Speaking of funny — Tim Kaine and the Democrats in Congress are pushing a war powers resolution. Tim Kaine! The guy who was almost Vice President is out there calling this a “colossal mistake” while the Ayatollah’s compound is still smoldering. Can you imagine? The most successful targeted military operation in decades and the Democrats’ immediate reaction is to file paperwork. That’s their version of “supporting the troops” — a strongly worded memo.

(We’re pretty sure Iran’s surviving leadership cares a LOT more about the F-35s than about Tim Kaine’s resolution.)

And wouldn’t you know it — Iran’s remaining leaders are already signaling they’re open to talks. Four years of Biden’s “diplomacy” — which was really just writing checks to people who chant “Death to America” — couldn’t get Iran to return a phone call. One Saturday afternoon of Trump’s foreign policy and they can’t dial fast enough.

Trump warned Iran not to try anything else, that this is only the beginning. And this wasn’t your typical diplomatic warning.
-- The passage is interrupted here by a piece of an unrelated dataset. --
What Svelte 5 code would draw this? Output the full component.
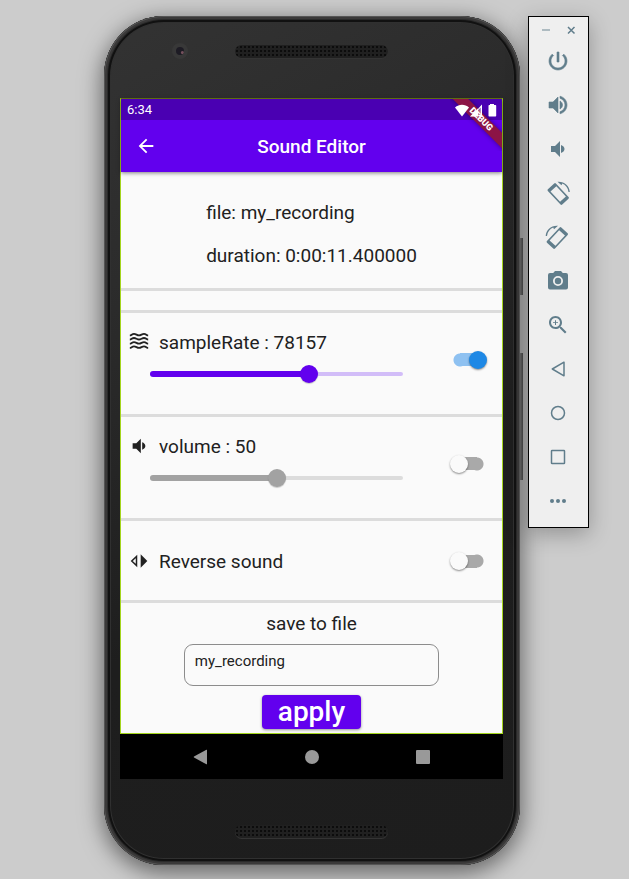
<script>
  let sampleOn = $state(true);
  let volumeOn = $state(false);
  let reverseOn = $state(false);
  let sampleRate = $state(78157);
  let volume = $state(50);
  let fileName = $state('my_recording');
  const maxRate = 124400;

  const tools = ['Power', 'Volume up', 'Volume down', 'Rotate left', 'Rotate right', 'Take screenshot', 'Zoom', 'Back', 'Home', 'Overview', 'More'];
</script>

{#snippet speaker()}
  <svg viewBox="1 1 22 22" aria-hidden="true"><path d="M5 9v6h4l5 5V4L9 9H5zm10.500-1v8c2-.7 3.500-2.200 3.500-4s-1.500-3.300-3.500-4z" /></svg>
{/snippet}

{#snippet toolIcon(name)}
  <svg viewBox="0 0 24 24" aria-hidden="true">
    {#if name === 'Power'}
      <path d="M13 3h-2v10h2V3zm4.830 2.170l-1.420 1.420C17.990 7.860 19 9.810 19 12c0 3.870-3.130 7-7 7s-7-3.130-7-7c0-2.190 1.010-4.140 2.580-5.420L6.170 5.170C4.230 6.820 3 9.260 3 12c0 4.970 4.030 9 9 9s9-4.030 9-9c0-2.740-1.230-5.180-3.170-6.830z" stroke="currentColor" stroke-width=".6" />
    {:else if name === 'Volume up'}
      <path d="M3 9v6h4l5 5V4L7 9H3zm13.500 3c0-1.770-1.020-3.290-2.500-4.030v8.050c1.480-.73 2.500-2.250 2.500-4.020zM14 3.230v2.060c2.890.86 5 3.540 5 6.710s-2.110 5.850-5 6.710v2.060c4.010-.91 7-4.490 7-8.770s-2.990-7.860-7-8.770z" stroke="currentColor" stroke-width=".6" />
    {:else if name === 'Volume down'}
      <path d="M5 9v6h4l5 5V4L9 9H5zm10-1v8c2-.7 3.500-2.200 3.500-4s-1.500-3.300-3.500-4z" />
    {:else if name === 'Rotate left' || name === 'Rotate right'}
      <g transform={name === 'Rotate right' ? 'matrix(-1 0 0 1 23.500 0)' : ''}>
        <path transform="translate(12.200 13) rotate(-43)" fill-rule="evenodd" d="M-4.300-10.500h8.600a1.200 1.200 0 0 1 1.200 1.200v18.600a1.200 1.200 0 0 1-1.200 1.200h-8.600a1.200 1.200 0 0 1-1.200-1.200v-18.600a1.200 1.200 0 0 1 1.200-1.200zM-4-7v14h8v-14z" />
        <path d="M11.500.8l4 3.400.8-1.600c3.300 1.400 5.700 4.400 6.200 8.400h1.300C23.500 5 18.500.3 11.500.8z" />
      </g>
    {:else if name === 'Take screenshot'}
      <path fill-rule="evenodd" d="M9 2L7.200 4H4a2 2 0 0 0-2 2v12.500a2 2 0 0 0 2 2h16a2 2 0 0 0 2-2V6a2 2 0 0 0-2-2h-3.200L15 2H9zM12 17a5 5 0 1 1 0-10 5 5 0 0 1 0 10z" />
      <circle cx="12" cy="12" r="3.200" />
    {:else if name === 'Zoom'}
      <path d="M15.500 14h-.79l-.28-.27C15.410 12.590 16 11.110 16 9.500 16 5.910 13.090 3 9.500 3S3 5.910 3 9.500 5.910 16 9.500 16c1.610 0 3.090-.59 4.230-1.570l.27.28v.79l5 4.990L20.490 19l-4.990-5zm-6 0C7.010 14 5 11.990 5 9.500S7.010 5 9.500 5 14 7.010 14 9.500 11.990 14 9.500 14zM12 9.200h-2v-2h-1v2H7v.9h2v2h1v-2h2v-.9z" />
    {:else if name === 'Back'}
      <path d="M18 5.200v13.600L6.300 12z" class="line" />
    {:else if name === 'Home'}
      <circle cx="12" cy="12" r="6.500" class="line" />
    {:else if name === 'Overview'}
      <rect x="5.500" y="5.500" width="13" height="13" rx=".6" class="line" />
    {:else}
      <circle cx="6" cy="12" r="2" /><circle cx="12" cy="12" r="2" /><circle cx="18" cy="12" r="2" />
    {/if}
  </svg>
{/snippet}

<div class="desk">
  <div class="phone">
    <span class="side power"></span>
    <span class="side rocker"></span>
    <div class="forehead">
      <span class="camera"></span>
      <span class="grille"></span>
    </div>

    <main class="screen">
      <header>
        <div class="status">
          <span>6:34</span>
          <svg class="signals" viewBox="0 0 42 14" aria-hidden="true">
            <path d="M7 13.500L0 4.500C4 .8 10 .8 14 4.500z" />
            <path d="M15 13.500L27 1.500v12z" opacity=".35" />
            <path d="M15 13.500l8-8v8zM24 13.500v-1.500h1.700V4.600L23 7.300 22 7.200l5-5.700v12z" />
            <path d="M35 2V1h4v1h1.500q.7 0 .7.700v10.100q0 .7-.7.700h-6.300q-.7 0-.7-.7V2.700q0-.7.7-.7z" />
          </svg>
        </div>
        <div class="appbar">
          <button class="back" aria-label="Back">
            <svg viewBox="0 0 24 24" aria-hidden="true"><path d="M20 11H7.830l5.590-5.590L12 4l-8 8 8 8 1.410-1.410L7.830 13H20v-2z" /></svg>
          </button>
          <h1>Sound Editor</h1>
        </div>
        <div class="corner"><span class="ribbon">DEBUG</span></div>
      </header>

      <section class="info">
        <div>
          <p>file: my_recording</p>
          <p>duration: 0:00:11.400000</p>
        </div>
      </section>
      <div class="spacer"></div>

      <section class="row">
        <div class="main">
          <label class="name" for="rate">
            <svg viewBox="0 0 24 24" class="waves" aria-hidden="true">
              {#each [3, 8, 13, 18] as y}
                <path d="M1 {y + 1}c2 0 2.500-1.800 5-1.800s3.500 1.800 6 1.800 3.500-1.800 6-1.800 3 1.800 5 1.800" />
              {/each}
            </svg>
            <span>sampleRate : {sampleRate}</span>
          </label>
          <div class="slider" class:off={!sampleOn}>
            <span class="rail"><span style="width: {(sampleRate / maxRate) * 100}%"></span></span>
            <input id="rate" type="range" min="0" max={maxRate} bind:value={sampleRate} disabled={!sampleOn} />
          </div>
        </div>
        <input class="switch" type="checkbox" role="switch" aria-label="Change sample rate" bind:checked={sampleOn} />
      </section>

      <section class="row">
        <div class="main">
          <label class="name" for="volume">{@render speaker()}<span>volume : {volume}</span></label>
          <div class="slider" class:off={!volumeOn}>
            <span class="rail"><span style="width: {volume}%"></span></span>
            <input id="volume" type="range" min="0" max="100" bind:value={volume} disabled={!volumeOn} />
          </div>
        </div>
        <input class="switch" type="checkbox" role="switch" aria-label="Change volume" bind:checked={volumeOn} />
      </section>

      <section class="row short">
        <label class="name" for="reverse">
          <svg viewBox="0 0 24 24" aria-hidden="true">
            <path d="M9 6.500v11L3.300 12z" fill="none" stroke="currentColor" stroke-width="1.800" /><path d="M14 4v16l8-8z" />
          </svg>
          <span>Reverse sound</span>
        </label>
        <input id="reverse" class="switch" type="checkbox" role="switch" bind:checked={reverseOn} />
      </section>

      <form class="save" onsubmit={(e) => e.preventDefault()}>
        <label for="file">save to file</label>
        <input id="file" type="text" bind:value={fileName} />
        <button type="submit">apply</button>
      </form>
    </main>

    <nav>
      <button aria-label="Back"><svg viewBox="0 0 16 16"><path d="M14 1v14q0 .5-.6.300L1 8.500q-.5-.5 0-1L13.400.700q.6-.2.600.300z" /></svg></button>
      <button aria-label="Home"><svg viewBox="0 0 16 16"><circle cx="8" cy="8" r="7" /></svg></button>
      <button aria-label="Overview"><svg viewBox="0 0 16 16"><rect x="1" y="1" width="14" height="14" rx="1" /></svg></button>
    </nav>
    <div class="chin"><span class="grille"></span></div>
  </div>

  <aside>
    <div class="window">
      <button aria-label="Minimize"><svg viewBox="0 0 10 10"><path d="M1 5h8" opacity=".6" /></svg></button>
      <button aria-label="Close"><svg viewBox="0 0 10 10"><path d="M2 2l6.500 6.500M8.500 2L2 8.500" /></svg></button>
    </div>
    {#each tools as name}
      <button class="tool" aria-label={name}>{@render toolIcon(name)}</button>
    {/each}
  </aside>
</div>

<style>
  :global(body) {
    background: #ccc;
  }
  .desk {
    display: flex;
    align-items: flex-start;
    gap: 8px;
    box-sizing: border-box;
    min-height: 100vh;
    padding: 16px 40px 14px 104px;
    font-family: Roboto, "Liberation Sans", sans-serif;
    color: #212121;
    overflow: hidden;
  }
  button {
    padding: 0;
    border: 0;
    background: none;
    color: inherit;
    font-family: inherit;
    cursor: pointer;
  }
  svg {
    display: block;
    fill: currentColor;
  }

  .phone {
    position: relative;
    flex: 1;
    min-width: 0;
    box-sizing: border-box;
    padding: 0 17px 0 16px;
    border-radius: 60px;
    background: linear-gradient(150deg, #333 0%, #2c2c2c 25%, #1e1e1e 60%, #1d1d1d 100%);
    box-shadow:
      inset 0 0 0 1px #555,
      inset 0 0 0 3px #3a3939,
      inset 0 0 0 4px #2a2a2a,
      inset 0 0 0 6px #111,
      inset 0 0 0 7px #303030,
      0 6px 22px 2px rgba(0, 0, 0, 0.5);
  }
  .side {
    position: absolute;
    left: 100%;
    width: 3px;
    background: linear-gradient(90deg, #666, #444);
  }
  .power {
    top: 222px;
    height: 57px;
  }
  .rocker {
    top: 337px;
    height: 127px;
  }
  .forehead {
    display: grid;
    grid-template-columns: 1fr auto 1fr;
    align-items: center;
    height: 70px;
    padding-bottom: 12px;
  }
  .forehead .grille {
    grid-column: 2;
  }
  .camera {
    width: 8px;
    height: 8px;
    margin-left: 52px;
    border: 4px solid #383838;
    border-radius: 50%;
    background: radial-gradient(circle at 80% 70%, #75505c 0 1px, #1d1b24 2px);
  }
  .grille {
    width: 153px;
    height: 13px;
    border-radius: 7px;
    background: radial-gradient(circle, #0c0c0c 1px, transparent 1px) 0 0 / 4px 4px, #202020;
    box-shadow: 0 1px 0 #343434;
  }
  .chin {
    display: flex;
    justify-content: center;
    align-items: center;
    height: 68px;
    padding-top: 18px;
  }

  .screen {
    border: 1px solid #a4d51c;
    border-top-color: #6b7d13;
    background: #fafafa;
    font-size: 19px;
  }
  header {
    position: relative;
    background: #6200ee;
    color: #fff;
    box-shadow: 0 1px 4px rgba(0, 0, 0, 0.5);
  }
  .status {
    display: flex;
    justify-content: space-between;
    align-items: center;
    height: 21px;
    padding: 0 5px 0 6px;
    background: #4a00b2;
    font-size: 13px;
  }
  .signals {
    position: relative;
    z-index: 2;
    width: 42px;
    height: 14px;
  }
  .appbar {
    display: grid;
    grid-template-columns: 50px 1fr 50px;
    align-items: center;
    height: 52px;
  }
  .back {
    display: grid;
    place-items: center;
    height: 52px;
  }
  .back svg {
    width: 22px;
    height: 22px;
  }
  h1 {
    margin: 0;
    text-align: center;
    font-size: 19px;
    font-weight: 500;
  }
  .corner {
    position: absolute;
    top: 0;
    right: 0;
    width: 52px;
    height: 52px;
    overflow: hidden;
  }
  .ribbon {
    position: absolute;
    top: 15px;
    left: -14px;
    width: 90px;
    height: 11px;
    transform: rotate(45deg);
    background: #8c1446;
    box-shadow: 0 0 5px rgba(0, 0, 0, 0.4);
    font-size: 9px;
    line-height: 11px;
    font-weight: 900;
    text-align: center;
  }

  .info {
    display: flex;
    justify-content: center;
    padding: 19px 0 11px;
    border-bottom: 3px solid #dcdcdc;
  }
  .info p {
    margin: 0;
    height: 43px;
    line-height: 43px;
  }
  .spacer {
    height: 19px;
    border-bottom: 3px solid #dcdcdc;
  }
  .row {
    display: flex;
    align-items: center;
    gap: 38px;
    padding: 13px 15px 24px 8px;
    border-bottom: 3px solid #dcdcdc;
  }
  .main,
  .row .name {
    flex: 1;
  }
  .name {
    display: flex;
    align-items: center;
    gap: 10px;
    height: 32px;
  }
  .name svg {
    width: 20px;
    height: 20px;
  }
  .name .waves {
    fill: none;
    stroke: currentColor;
    stroke-width: 2.200;
  }
  .short {
    padding-top: 24px;
    padding-bottom: 23px;
  }
  .slider {
    display: grid;
    align-items: center;
    height: 32px;
    margin-left: 12px;
    --on: #6200ee;
    --rest: #d2bdf8;
  }
  .slider.off {
    --on: #a2a2a2;
    --rest: #dcdcdc;
  }
  .rail,
  .slider input {
    grid-area: 1 / 1;
  }
  .rail {
    display: flex;
    align-items: center;
    height: 4px;
    margin: 0 9px;
    border-radius: 2px;
    background: var(--rest);
  }
  .rail span {
    height: 6px;
    border-radius: 3px;
    background: var(--on);
  }
  .slider input {
    appearance: none;
    width: 100%;
    height: 20px;
    margin: 0;
    background: none;
  }
  .slider input::-webkit-slider-thumb {
    appearance: none;
    width: 18px;
    height: 18px;
    border-radius: 50%;
    background: var(--on);
    box-shadow: 0 1px 1px rgba(0, 0, 0, 0.2);
  }
  .switch {
    appearance: none;
    display: flex;
    align-items: center;
    flex: none;
    width: 37px;
    height: 20px;
    margin: 0;
    background: linear-gradient(#a9a9a9, #a9a9a9) 11px center / 16px 13px no-repeat,
      radial-gradient(circle at 27px 10px, #a9a9a9 6px, transparent 7px);
  }
  .main + .switch {
    margin-top: 3px;
  }
  .switch::before {
    content: "";
    width: 18px;
    height: 18px;
    border-radius: 50%;
    background: #fafafa;
    box-shadow: 0 1px 2px rgba(0, 0, 0, 0.45);
  }
  .switch:checked {
    justify-content: flex-end;
    background: linear-gradient(#8ec1f1, #8ec1f1) 10px center / 16px 13px no-repeat,
      radial-gradient(circle at 10px 10px, #8ec1f1 6px, transparent 7px);
  }
  .switch:checked::before {
    background: #1e88e5;
  }

  .save {
    display: flex;
    flex-direction: column;
    align-items: center;
    padding: 9px 0 4px;
  }
  .save label {
    line-height: 24px;
    margin-bottom: 8px;
  }
  .save input {
    box-sizing: border-box;
    width: 67%;
    height: 42px;
    padding: 0 10px 8px;
    border: 1px solid #8c8c8c;
    border-radius: 9px;
    background: none;
    color: inherit;
    font: 15px Roboto, "Liberation Sans", sans-serif;
  }
  .save button {
    height: 34px;
    margin-top: 9px;
    padding: 0 16px;
    border-radius: 4px;
    background: #6200ee;
    box-shadow: 0 1px 3px rgba(0, 0, 0, 0.4);
    color: #fff;
    font-size: 28px;
    font-weight: 500;
    line-height: 34px;
  }

  nav {
    display: grid;
    grid-template-columns: repeat(3, 1fr);
    height: 45px;
    padding: 0 25px;
    background: #000;
    color: #999;
  }
  nav button,
  .tool {
    display: grid;
    place-items: center;
  }
  nav svg {
    width: 16px;
    height: 16px;
  }

  aside {
    flex: none;
    box-sizing: border-box;
    width: 61px;
    padding: 0 1px 4px 0;
    border: 1px solid #000;
    background: #efefef;
    color: #607d8b;
    box-shadow: 0 6px 22px rgba(0, 0, 0, 0.28);
    z-index: 1;
  }
  .window {
    display: flex;
    justify-content: center;
    gap: 15px;
    height: 18px;
    padding-top: 4px;
  }
  .window svg {
    width: 10px;
    height: 10px;
    stroke: currentColor;
    stroke-width: 1.500;
  }
  .tool {
    width: 100%;
    height: 44px;
  }
  .tool svg {
    width: 24px;
    height: 24px;
    overflow: visible;
  }
  .line {
    fill: none;
    stroke: currentColor;
    stroke-width: 1.500;
    stroke-linejoin: round;
  }
</style>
This was Trump in all caps: “THEY BETTER NOT DO THAT, HOWEVER, BECAUSE IF THEY DO, WE WILL HIT THEM WITH A FORCE THAT HAS NEVER BEEN SEEN BEFORE!” Given that the last group of Iranian leaders who tested America are now a collection of smoking craters, we’d suggest the new guys take that one seriously.

Over 200 Iranians were killed across the country. The Ayatollah is toast. His generals are toast. His defense minister is toast. Every dictator from Damascus to Pyongyang who spent the last four years thinking America was a paper tiger just got a Wile E. Coyote moment — they looked down and there’s no road under their feet anymore. The mullahs’ phone is ringing off the hook and for the first time in 45 years, they’re actually going to pick up.

We hope Iran’s new leadership enjoys the hold music. They might be waiting a while — Big Orange is a busy guy.